October 2025
The political life in Mali has once again entered a zone of deep instability, with no indication of stabilization of the situation in the near future. Namely, the protests that are continually being taking place during 2024 and 2025 in the capital Bamako, even though not as mass as the ones recorded in 2020 when, in the end, the then President Ibrahim Boubacar Keita was deposed, or the ones in 2022 against the French influence in the country, clearly show the growing dissatisfaction with the prolongation of the transitional period under the military government. After Colonel Assimi Goïta’s Government on several occasions postponed the return of civilian power – first to 2022, then to 2024, and now to 2026 – the social pressure is increasingly strongly manifesting through demonstrations of student organizations, trade unions, and political movements, which call for a transparent and realistic path towards elections.

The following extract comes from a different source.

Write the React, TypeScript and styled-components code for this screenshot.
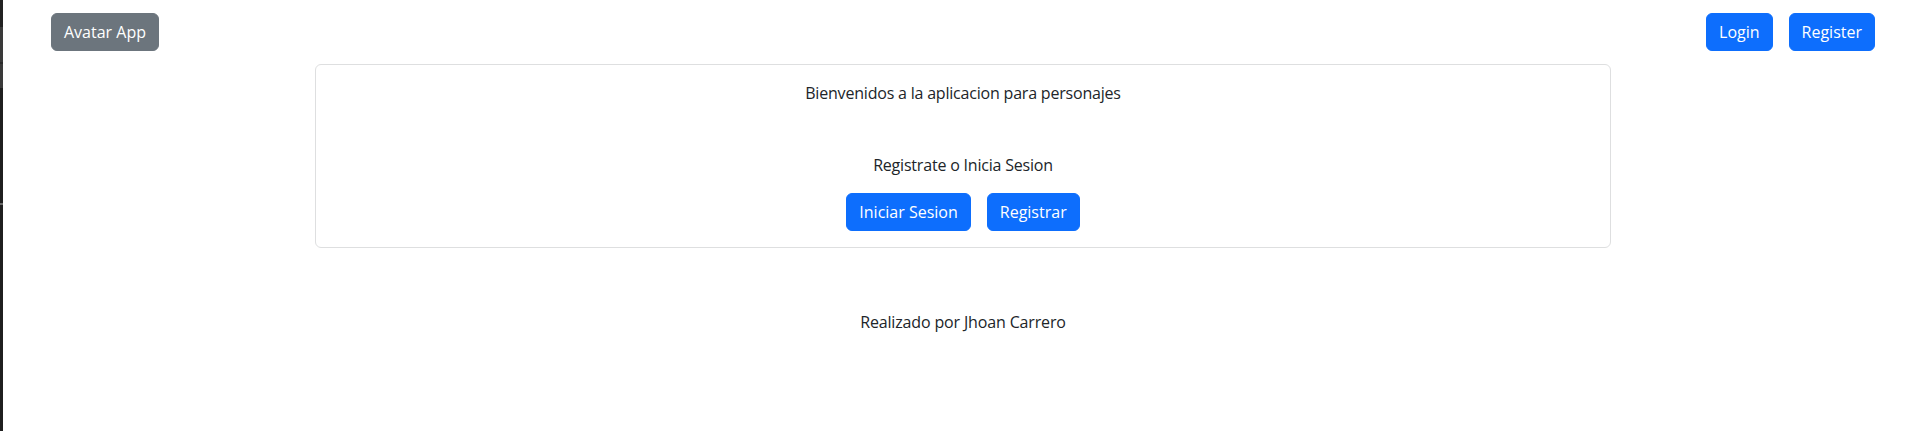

Four years after the 2021 coup, Mali is in a state of political paradox: even though the intensity of conflicts with Jihadist groups locally is reduced in some region, thanks to shifting the focus of operations and the presence of foreign military partners, and especially members of the African Corps (the successor of the Russian private military company Wagner), the political legitimacy of the regime is weakened. The old question remains: can the military, which took over twice in the last decade (in 2020 and in 2021), be the guarantor of democracy in a country that was pushed into an enchanted circle of crises indeed by military activism?
When Goïta consolidated power in 2021, the Transitional Government promised restoration of institutions, fights against corruption, and stabilization of Northern and Central regions that are currently under the influence of Al-Qaida (JNIM) and the Islamic State in Sahel. In the beginning, the public support was high, but since 2023, it gradually declined due to economic stagnation, ECOWAS international sanctions (temporarily introduced in 2022), and limited political pluralism.
By 2025, prolonging the transition has become the central political issue. The M5-RFP opposition bloc, part of the civil society, and numerous trade union confederations are accusing the government of using security threats as an excuse for keeping the power, while the official Bamako states that “elections cannot be held without previous territorial stabilization”. In practice, the institutions are growing increasingly centralized around the military elites, while independent media are under the control of regulatory bodies.
Mali’s foreign policy orientations have also gone through a radical transformation: after the withdrawal of the French forces from Operation Barkhane (in 2022) and the departure of the UN Mission MINUSMA (finalized in 2023), Bamako relied upon Russian military assistance, and predominantly on the presence of the African Corps. This cooperation brought along some short-term results in the field, but also distanced Mali from Western partners and the financial flows of the European Union.
On the other hand, China is gradually expanding its economic influence through infrastructural projects, the mining sector, and telecommunications, in accordance with its long-term strategy in the Sahel region. Even though Beijing formally sticks to the principle of “non-intervention”, its fortification in the fields of energy and transport is becoming the key factor of the new foreign policy architecture of Mali.
Even though the 2024-2025 protests did not reach the scope of previous mobilizations, it is a fact that the dissatisfaction is spreading even outside Bamako, which speaks of the growing cleavage between the military government and the citizens. The reactions of the security forces varied, from a moderate breakdown of gatherings to sporadic arrests of opposition activists, which caused criticism from the international human rights organizations.
In the spirit of the development of the situation in the field until now, it is clear that contemporary Mali faces three scenarios, which imply gradual liberalization, authoritarian consolidation, or, in fact, internal erosion of the regime. In case the military junta decides to truly accept to hold elections in 2026 in a timely fashion, the civilian institutions would once again go back into the hands of the citizens, while the complete opposite scenario would imply the continuance of centralization of power, with relying on the security apparatus and foreign partners, among whom Russia maintains primacy, and which would lead to authoritarian consolidation. Such a development of the situation would consequently lead to an internal erosion of the regime, which would be the result of deepening the cleavages within the national armed forces. In this way, a sort a state of risk of a coup would be created, given that it has become clear until now that Mali is not immune to coups as a modality of government overthrow, as well as that such activities are frown upon, but still tolerated, especially when masked with a phrase of a “good” or “democratic” coup.
Therefore, we can predict that Mali will enter the year 2026 as a country entrapped between the military and security logic and the pressure of society to restore the institutional order. The future of the transition will depend on the ability of the government to regain the trust of the citizens and ensure at least a minimum political pluralism – contrary to that, the country might remain trapped in the enchanted circle of instability, which marks the entire Sahel region.